This presentation was made at CAASE18, The Conference on Advancing Analysis & Simulation in Engineering. CAASE18 brought together the leading visionaries, developers, and practitioners of CAE-related technologies in an open forum, to share experiences, discuss relevant trends, discover common themes, and explore future issues.

Resource Abstract

Crack propagation life assessment of engineering structures is an integral part of well-established Damage Tolerant Design (DTD) practices in aeronautical industry. In the recent years other industries adopted DTD procedures to design components that pose safety concerns. New developments (Structural Health Monitoring, Probabilistic Rotor Design) that make use of fatigue and fracture knowledge emerged in an effort to better quantify inspection intervals, set maintenance procedures or assess the risk of failure. The Digital Twin concept laid out by AFRL and NASA, re-emphasizes development of three-dimensional deterministic damage accumulation models reinforced by probabilistic methods to assess structural integrity of an aircraft structure. The need for robust and ease-of-use damage modeling capabilities at component level is desirable for a more accurate predictive life assessment capability in the industry.

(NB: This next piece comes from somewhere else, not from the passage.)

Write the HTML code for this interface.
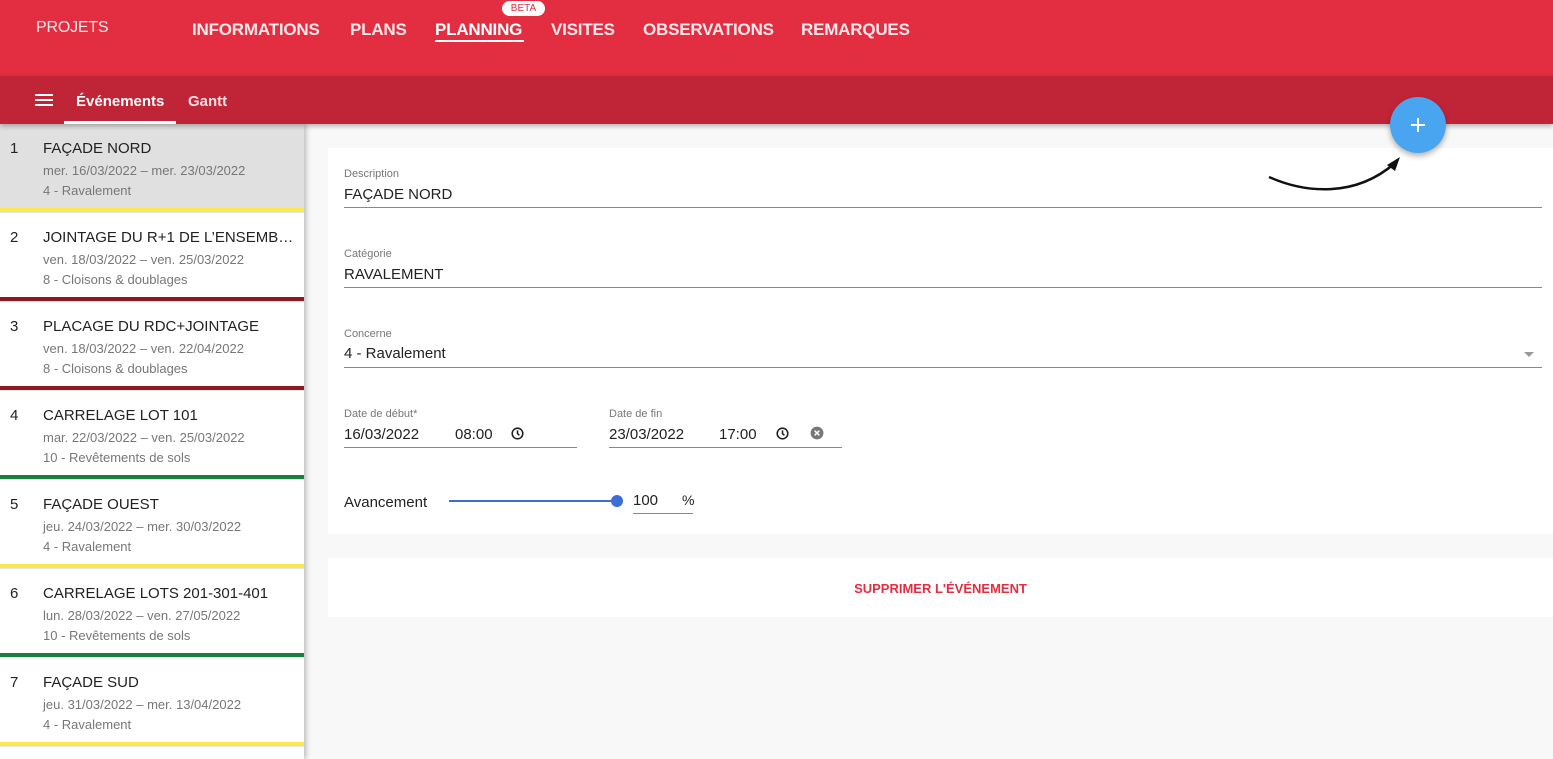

Various finite element modeling capabilities have been developed at Simmetrix to satisfy the industry level requirements for crack propagation simulation and life assessment. The procedures employ existing CAD models or component level finite element meshes to efficiently reuse data developed in the design process. The crack insertion process can use a planar or non-planar surface definition to represent the initial crack surface and further simulate crack propagation in any geometry without constraining crack surface to a predefined shape. Same procedure is followed to define, insert and mesh models containing multiple cracks without additional effort from the user to pursue a more complex life assessment. For composite structures, the developed capabilities allow single or multiple crack insertion along a three-dimensional material interface or across the interface to support delamination studies or translaminar damage life assessments. Another area where these lifing related modeling capabilities could be applied, are related to segmentation and reconstruction of volumetric measurements. Different examples are presented to provide details on implementation and portability of the remeshing procedures to demonstrate usability of damage modeling capabilities.